Stacie E. Goddard is an American political scientist and the Arnold A. Saltzman Professor of War and Peace Studies at Columbia University, where she serves as director of the Arnold A. Saltzman Institute of War and Peace Studies. She previously taught at Wellesley College, where she served as the Betty Freyhof Johnson '44 Professor of Political Science and associate provost for Wellesley in the World. Goddard is known for her research on international order, grand strategy, and global power politics. She formerly served as the faculty director of the Madeleine Korbel Albright Institute for Global Affairs and is a non-resident fellow of the Quincy Institute.

== Biography ==
Goddard earned a B.A. in Political Science from University of Chicago in 1996 and a Ph.D. from Columbia University in 2003. Her Ph.D. thesis was "Uncommon ground: the making of indivisible issues".

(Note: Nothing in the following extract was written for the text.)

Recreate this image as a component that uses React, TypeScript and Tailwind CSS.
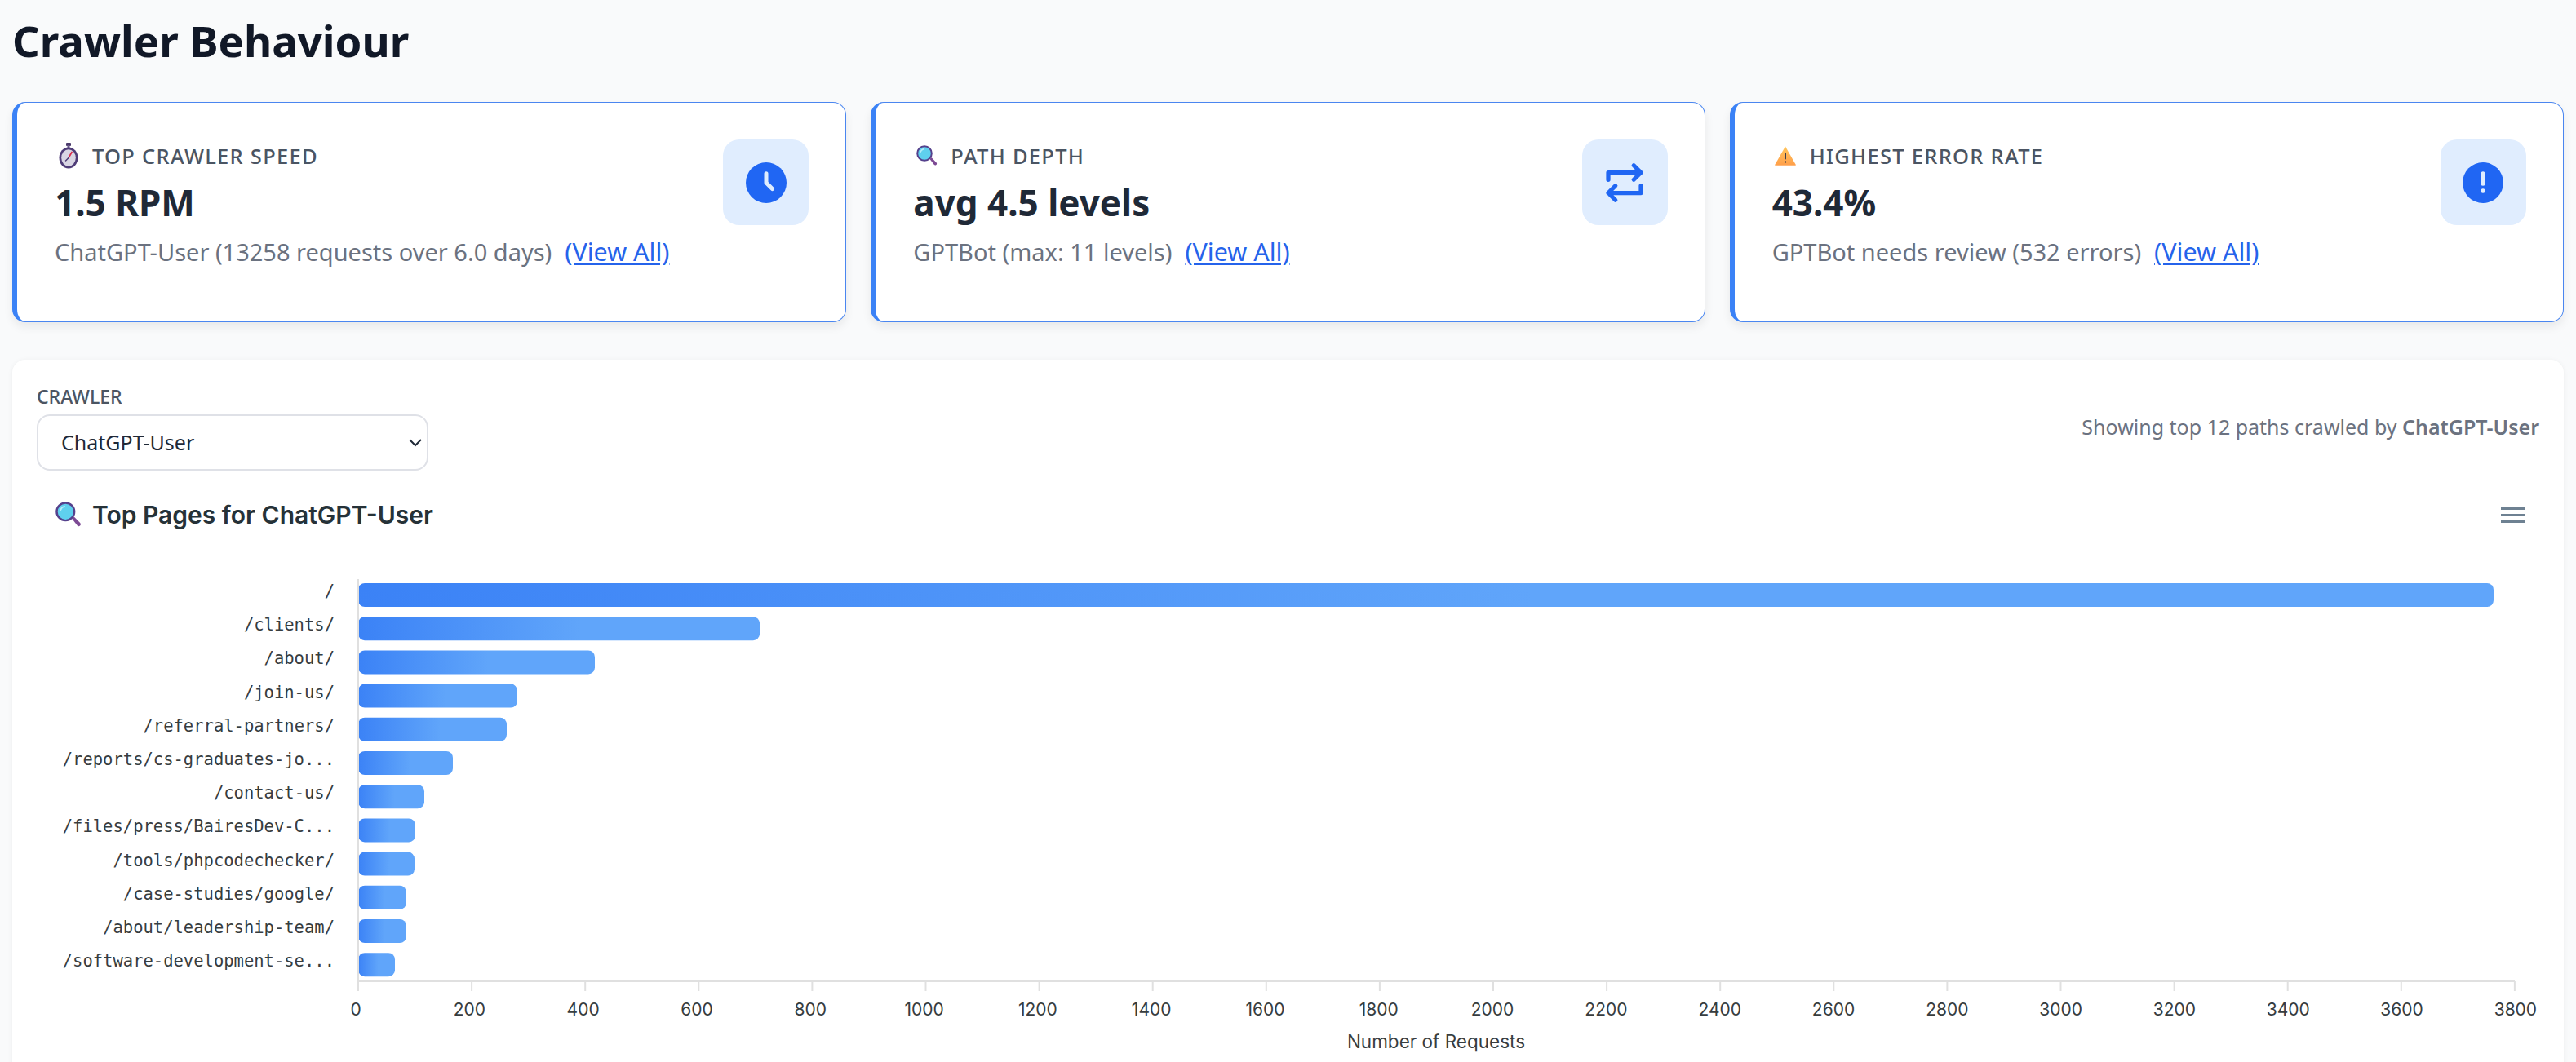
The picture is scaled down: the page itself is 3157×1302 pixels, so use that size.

She joined Wellesley College as an assistant professor in 2005 and later became the Betty Freyhof Johnson '44 Professor of Political Science and associate provost for Wellesley in the World. She was awarded Wellesley College's highest teaching award, the Anna and Samuel Pinanski Teaching Prize, in 2011.

In 2026, Goddard joined Columbia University as the Arnold A. Saltzman Professor of War and Peace Studies and director of the Arnold A. Saltzman Institute of War and Peace Studies.

== Academic work ==
Her first book, Indivisible Territory and the Politics of Legitimacy: Jerusalem and Northern Ireland, argues that the legitimacy of Israeli historical narratives is used as a tool to secure territory.

Her most recent book, When Right Makes Might: Rising Powers and the Challenge to World Order challenges conventional international relations realist theories and argues that "great powers divine the intentions of their adversaries through rising powers’ legitimation strategies."

She has published essays and op-eds in various media outlets on topics related to U.S. foreign policy, including Foreign Policy, The New York Times, The Washington Post. Her articles have widely appeared in International Security, International Studies Quarterly, International Organization, International Theory, and Security Studies.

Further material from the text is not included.